▸ **Job**
Skip the pictures and repeat each line of the data exactly.

..............................

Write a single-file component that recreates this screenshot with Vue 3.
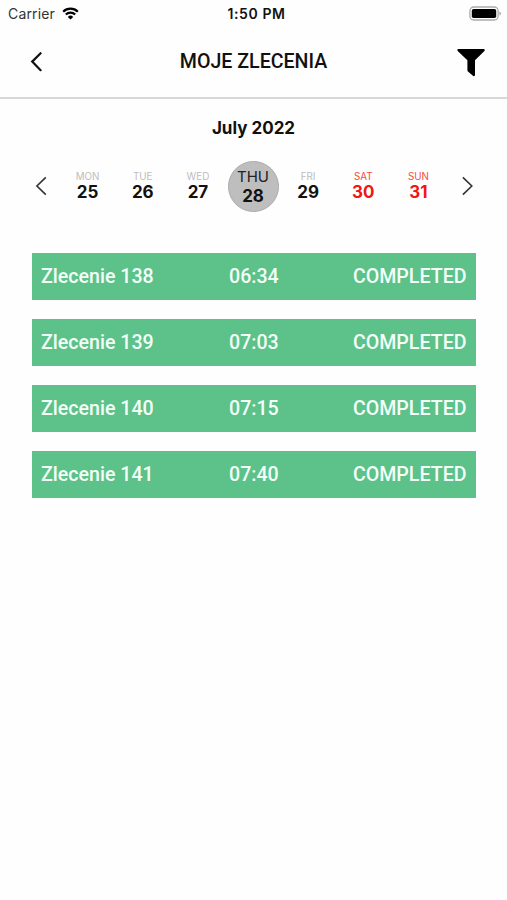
<template>
  <div class="screen">
    <div class="status-bar">
      <div class="carrier">
        <span>Carrier</span>
        <svg class="wifi" viewBox="0 0 17 13" width="17" height="13">
          <path d="M1.2 4.7a10.4 10.4 0 0 1 14.6 0" />
          <path d="M3.8 7.5a6.7 6.7 0 0 1 9.4 0" />
          <path class="dot" d="M8.5 12.6 5.8 9.9a3.8 3.8 0 0 1 5.4 0z" />
        </svg>
      </div>
      <div class="clock">1:50 PM</div>
      <div class="battery">
        <svg viewBox="0 0 32 16" width="32" height="16">
          <rect x="0.9" y="1" width="28.2" height="13" rx="3.8" fill="#fff" stroke="#aaa" stroke-width="1.3" />
          <rect x="2.8" y="2.9" width="24.4" height="9.2" rx="1.8" fill="#000" />
          <path d="M30.5 5.4a2.3 2.3 0 0 1 0 4.2z" fill="#999" />
        </svg>
      </div>
    </div>

    <header class="nav">
      <button class="icon-button back">
        <svg viewBox="0 0 12 20" width="12" height="20">
          <path d="M10.6 1.2 2.2 9.6l8.4 8.6" fill="none" stroke="#111" stroke-width="2.2" stroke-linecap="round" />
        </svg>
      </button>
      <h1>MOJE ZLECENIA</h1>
      <button class="icon-button filter">
        <svg viewBox="0 0 28 29" width="28" height="29">
          <path d="M1.5 1h25c1.1 0 1.6 1.2.9 2L18 12.3v14.8c0 1-1 1.5-1.8.9l-5.2-4.600a1.600 1.600 0 0 1-.6-1.200v-9.900L.7 3C0 2.200.4 1 1.500 1z" />
        </svg>
      </button>
    </header>

    <section class="calendar">
      <h2>July 2022</h2>
      <div class="week">
        <button class="icon-button arrow">
          <svg viewBox="0 0 12 20" width="12" height="20">
            <path d="M10.8 1.4 1.900 10l8.900 8.600" />
          </svg>
        </button>
        <div class="days">
          <div
            v-for="day in days"
            :key="day.date"
            class="day"
            :class="{ weekend: day.weekend, selected: day.date === selected }"
          >
            <span class="name">{{ day.name }}</span>
            <span class="number">{{ day.date }}</span>
          </div>
        </div>
        <button class="icon-button arrow">
          <svg viewBox="0 0 12 20" width="12" height="20">
            <path d="M1.900 1.400 10.800 10l-8.900 8.600" />
          </svg>
        </button>
      </div>
    </section>

    <ul class="orders">
      <li v-for="order in orders" :key="order.id" class="order">
        <span>Zlecenie {{ order.id }}</span>
        <span class="time">{{ order.time }}</span>
        <span class="status">{{ order.status }}</span>
      </li>
    </ul>
  </div>
</template>

<script setup>
import { ref } from 'vue'

const selected = ref(28)

const days = [
  { name: 'MON', date: 25 },
  { name: 'TUE', date: 26 },
  { name: 'WED', date: 27 },
  { name: 'THU', date: 28 },
  { name: 'FRI', date: 29 },
  { name: 'SAT', date: 30, weekend: true },
  { name: 'SUN', date: 31, weekend: true }
]

const orders = [
  { id: 138, time: '06:34', status: 'COMPLETED' },
  { id: 139, time: '07:03', status: 'COMPLETED' },
  { id: 140, time: '07:15', status: 'COMPLETED' },
  { id: 141, time: '07:40', status: 'COMPLETED' }
]
</script>

<style>
body {
  margin: 0;
  background: #fefefe;
}
</style>

<style scoped>
.screen {
  min-height: 900px;
  color: #111;
  font-family: Inter, sans-serif;
}

.status-bar {
  display: grid;
  grid-template-columns: 1fr auto 1fr;
  align-items: center;
  height: 27px;
  padding: 0 6px 0 8px;
  font-size: 14px;
}

.carrier {
  display: flex;
  align-items: center;
  gap: 7px;
  color: #333;
  letter-spacing: 0.15px;
}

.wifi {
  fill: none;
  stroke: #000;
  stroke-width: 2.2;
}

.wifi .dot {
  fill: #000;
  stroke: none;
}

.clock {
  padding-left: 4px;
  font-weight: 600;
  letter-spacing: 0.6px;
}

.battery {
  display: flex;
  justify-content: flex-end;
}

.icon-button {
  display: flex;
  align-items: center;
  justify-content: center;
  padding: 0;
  border: 0;
  background: none;
}

.nav {
  display: grid;
  grid-template-columns: 1fr auto 1fr;
  align-items: center;
  box-sizing: border-box;
  height: 72px;
  padding: 0 22px;
  border-bottom: 2px solid #d8d8d8;
}

.nav h1 {
  margin: 0;
  font: 500 19.6px/24px Roboto, sans-serif;
}

.back {
  justify-self: start;
  margin-left: 8px;
}

.filter {
  justify-self: end;
}

.calendar h2 {
  margin: 18px 0 0;
  font-size: 17px;
  font-weight: 700;
  line-height: 22px;
  text-align: center;
}

.week {
  display: flex;
  align-items: center;
  height: 52px;
  margin-top: 21px;
  padding: 0 20px 0 21px;
}

.arrow {
  width: 40px;
  height: 40px;
}

.arrow path {
  fill: none;
  stroke: #333;
  stroke-width: 1.6;
}

.days {
  display: flex;
  flex: 1;
  align-items: center;
  margin: 0 1px 0 -1px;
}

.day {
  display: flex;
  flex: 1;
  flex-direction: column;
  align-items: center;
}

.name {
  padding-top: 1px;
  color: #bdbdbd;
  font-size: 9.8px;
  line-height: 11px;
}

.number {
  font-size: 17px;
  font-weight: 700;
  line-height: 21px;
}

.weekend .number {
  color: #f01810;
}

.weekend .name {
  color: #f44a42;
}

.selected {
  box-sizing: border-box;
  flex: none;
  justify-content: center;
  width: 51px;
  height: 51px;
  margin: 0 2px;
  border: 1px solid #acacac;
  border-radius: 50%;
  background: #bebebe;
}

.selected .name {
  padding-top: 2px;
  color: #222;
  font-size: 15px;
  line-height: 18px;
}

.orders {
  display: flex;
  flex-direction: column;
  gap: 19px;
  margin: 41px 31px 0 32px;
  padding: 0;
  list-style: none;
}

.order {
  display: grid;
  grid-template-columns: 188px 1fr auto;
  align-items: center;
  height: 47px;
  padding: 0 9.5px 0 9px;
  background: #5cc28a;
  color: #f3fff7;
  font: 500 19.6px/23px Roboto, sans-serif;
}
</style>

..............................

▸ **Result of this task**
Write a single-file component that recreates this screenshot with Vue 3.
<template>
  <div class="screen">
    <div class="status-bar">
      <div class="carrier">
        <span>Carrier</span>
        <svg class="wifi" viewBox="0 0 17 13" width="17" height="13">
          <path d="M1.2 4.7a10.4 10.4 0 0 1 14.6 0" />
          <path d="M3.8 7.5a6.7 6.7 0 0 1 9.4 0" />
          <path class="dot" d="M8.5 12.6 5.8 9.9a3.8 3.8 0 0 1 5.4 0z" />
        </svg>
      </div>
      <div class="clock">1:50 PM</div>
      <div class="battery">
        <svg viewBox="0 0 32 16" width="32" height="16">
          <rect x="0.9" y="1" width="28.2" height="13" rx="3.8" fill="#fff" stroke="#aaa" stroke-width="1.3" />
          <rect x="2.8" y="2.9" width="24.4" height="9.2" rx="1.8" fill="#000" />
          <path d="M30.5 5.4a2.3 2.3 0 0 1 0 4.2z" fill="#999" />
        </svg>
      </div>
    </div>

    <header class="nav">
      <button class="icon-button back">
        <svg viewBox="0 0 12 20" width="12" height="20">
          <path d="M10.6 1.2 2.2 9.6l8.4 8.6" fill="none" stroke="#111" stroke-width="2.2" stroke-linecap="round" />
        </svg>
      </button>
      <h1>MOJE ZLECENIA</h1>
      <button class="icon-button filter">
        <svg viewBox="0 0 28 29" width="28" height="29">
          <path d="M1.5 1h25c1.1 0 1.6 1.2.9 2L18 12.3v14.8c0 1-1 1.5-1.8.9l-5.2-4.600a1.600 1.600 0 0 1-.6-1.200v-9.900L.7 3C0 2.200.4 1 1.500 1z" />
        </svg>
      </button>
    </header>

    <section class="calendar">
      <h2>July 2022</h2>
      <div class="week">
        <button class="icon-button arrow">
          <svg viewBox="0 0 12 20" width="12" height="20">
            <path d="M10.8 1.4 1.900 10l8.900 8.600" />
          </svg>
        </button>
        <div class="days">
          <div
            v-for="day in days"
            :key="day.date"
            class="day"
            :class="{ weekend: day.weekend, selected: day.date === selected }"
          >
            <span class="name">{{ day.name }}</span>
            <span class="number">{{ day.date }}</span>
          </div>
        </div>
        <button class="icon-button arrow">
          <svg viewBox="0 0 12 20" width="12" height="20">
            <path d="M1.900 1.400 10.800 10l-8.900 8.600" />
          </svg>
        </button>
      </div>
    </section>

    <ul class="orders">
      <li v-for="order in orders" :key="order.id" class="order">
        <span>Zlecenie {{ order.id }}</span>
        <span class="time">{{ order.time }}</span>
        <span class="status">{{ order.status }}</span>
      </li>
    </ul>
  </div>
</template>

<script setup>
import { ref } from 'vue'

const selected = ref(28)

const days = [
  { name: 'MON', date: 25 },
  { name: 'TUE', date: 26 },
  { name: 'WED', date: 27 },
  { name: 'THU', date: 28 },
  { name: 'FRI', date: 29 },
  { name: 'SAT', date: 30, weekend: true },
  { name: 'SUN', date: 31, weekend: true }
]

const orders = [
  { id: 138, time: '06:34', status: 'COMPLETED' },
  { id: 139, time: '07:03', status: 'COMPLETED' },
  { id: 140, time: '07:15', status: 'COMPLETED' },
  { id: 141, time: '07:40', status: 'COMPLETED' }
]
</script>

<style>
body {
  margin: 0;
  background: #fefefe;
}
</style>

<style scoped>
.screen {
  min-height: 900px;
  color: #111;
  font-family: Inter, sans-serif;
}

.status-bar {
  display: grid;
  grid-template-columns: 1fr auto 1fr;
  align-items: center;
  height: 27px;
  padding: 0 6px 0 8px;
  font-size: 14px;
}

.carrier {
  display: flex;
  align-items: center;
  gap: 7px;
  color: #333;
  letter-spacing: 0.15px;
}

.wifi {
  fill: none;
  stroke: #000;
  stroke-width: 2.2;
}

.wifi .dot {
  fill: #000;
  stroke: none;
}

.clock {
  padding-left: 4px;
  font-weight: 600;
  letter-spacing: 0.6px;
}

.battery {
  display: flex;
  justify-content: flex-end;
}

.icon-button {
  display: flex;
  align-items: center;
  justify-content: center;
  padding: 0;
  border: 0;
  background: none;
}

.nav {
  display: grid;
  grid-template-columns: 1fr auto 1fr;
  align-items: center;
  box-sizing: border-box;
  height: 72px;
  padding: 0 22px;
  border-bottom: 2px solid #d8d8d8;
}

.nav h1 {
  margin: 0;
  font: 500 19.6px/24px Roboto, sans-serif;
}

.back {
  justify-self: start;
  margin-left: 8px;
}

.filter {
  justify-self: end;
}

.calendar h2 {
  margin: 18px 0 0;
  font-size: 17px;
  font-weight: 700;
  line-height: 22px;
  text-align: center;
}

.week {
  display: flex;
  align-items: center;
  height: 52px;
  margin-top: 21px;
  padding: 0 20px 0 21px;
}

.arrow {
  width: 40px;
  height: 40px;
}

.arrow path {
  fill: none;
  stroke: #333;
  stroke-width: 1.6;
}

.days {
  display: flex;
  flex: 1;
  align-items: center;
  margin: 0 1px 0 -1px;
}

.day {
  display: flex;
  flex: 1;
  flex-direction: column;
  align-items: center;
}

.name {
  padding-top: 1px;
  color: #bdbdbd;
  font-size: 9.8px;
  line-height: 11px;
}

.number {
  font-size: 17px;
  font-weight: 700;
  line-height: 21px;
}

.weekend .number {
  color: #f01810;
}

.weekend .name {
  color: #f44a42;
}

.selected {
  box-sizing: border-box;
  flex: none;
  justify-content: center;
  width: 51px;
  height: 51px;
  margin: 0 2px;
  border: 1px solid #acacac;
  border-radius: 50%;
  background: #bebebe;
}

.selected .name {
  padding-top: 2px;
  color: #222;
  font-size: 15px;
  line-height: 18px;
}

.orders {
  display: flex;
  flex-direction: column;
  gap: 19px;
  margin: 41px 31px 0 32px;
  padding: 0;
  list-style: none;
}

.order {
  display: grid;
  grid-template-columns: 188px 1fr auto;
  align-items: center;
  height: 47px;
  padding: 0 9.5px 0 9px;
  background: #5cc28a;
  color: #f3fff7;
  font: 500 19.6px/23px Roboto, sans-serif;
}
</style>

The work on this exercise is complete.